Given information:

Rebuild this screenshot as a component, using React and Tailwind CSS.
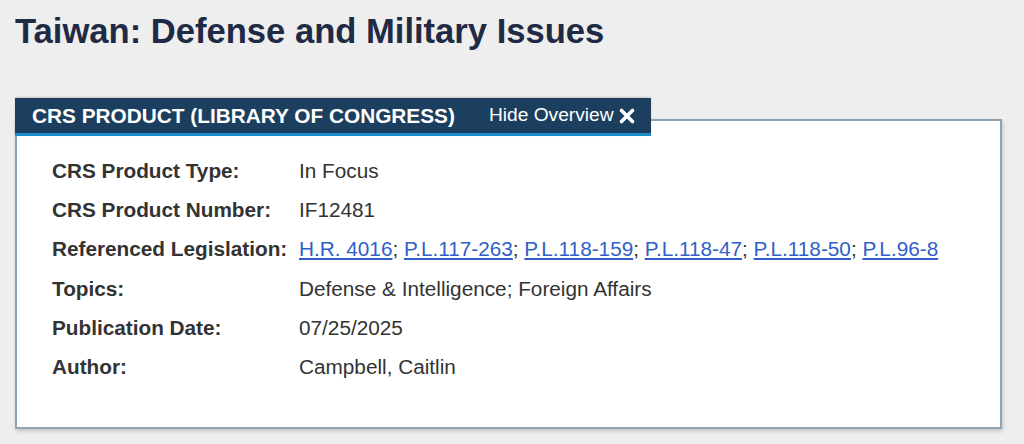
import React from "react";

const rows = [
  { label: "CRS Product Type:", value: "In Focus" },
  { label: "CRS Product Number:", value: "IF12481" },
  { label: "Referenced Legislation:", links: ["H.R. 4016", "P.L.117-263", "P.L.118-159", "P.L.118-47", "P.L.118-50", "P.L.96-8"] },
  { label: "Topics:", value: "Defense & Intelligence; Foreign Affairs" },
  { label: "Publication Date:", value: "07/25/2025" },
  { label: "Author:", value: "Campbell, Caitlin" },
];

export default function App() {
  return (
    <div
      className="min-h-[444px] w-[1024px] bg-[#eeeeee] pl-[15px] pr-[22px] pt-[11px]"
      style={{ fontFamily: '"Liberation Sans", Arial, sans-serif' }}
    >
      <h1 className="text-[34.6px] leading-[40px] font-bold text-[#1f2a45]">
        Taiwan: Defense and Military Issues
      </h1>

      <div className="mt-[47px]">
        <div className="relative z-10 inline-flex h-[38px] items-center bg-[#1c3f5f] border-b-[3px] border-[#1a8cc7] pl-[17px] pr-[16px] shadow-[0_-1px_2px_rgba(0,0,0,0.15)]">
          <span className="text-[20.8px] font-bold text-white">
            CRS PRODUCT (LIBRARY OF CONGRESS)
          </span>
          <span className="ml-[34px] text-[19.2px] text-white">Hide Overview</span>
          <svg className="ml-[5px]" width="16" height="16" viewBox="0 0 16 16">
            <path d="M2.5 2.5 L13.5 13.5 M13.5 2.5 L2.5 13.5" stroke="white" strokeWidth="3.6" strokeLinecap="round" />
          </svg>
        </div>

        <div className="-mt-[17px] border-[2.5px] border-[#8ea2b1] bg-white pl-[35px] pt-[30px] pb-[41px] shadow-[1px_2px_4px_rgba(0,0,0,0.18)]">
          {rows.map((r) => (
            <div key={r.label} className="flex h-[39.2px] items-center text-[20.75px] text-[#333333]">
              <div className="w-[247px] shrink-0 font-bold">{r.label}</div>
              <div>
                {r.links
                  ? r.links.map((l, i) => (
                      <React.Fragment key={l}>
                        <a href="#" className="text-[#2f5fc9] underline underline-offset-[2px]">
                          {l}
                        </a>
                        {i < r.links.length - 1 ? "; " : ""}
                      </React.Fragment>
                    ))
                  : r.value}
              </div>
            </div>
          ))}
        </div>
      </div>
    </div>
  );
}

Problem statement:
Select all lines in the listing above where the word "React" appears, and show them.

Worked solution:
Rebuild this screenshot as a component, using React and Tailwind CSS.
import React from "react";
                      <React.Fragment key={l}>
                      </React.Fragment>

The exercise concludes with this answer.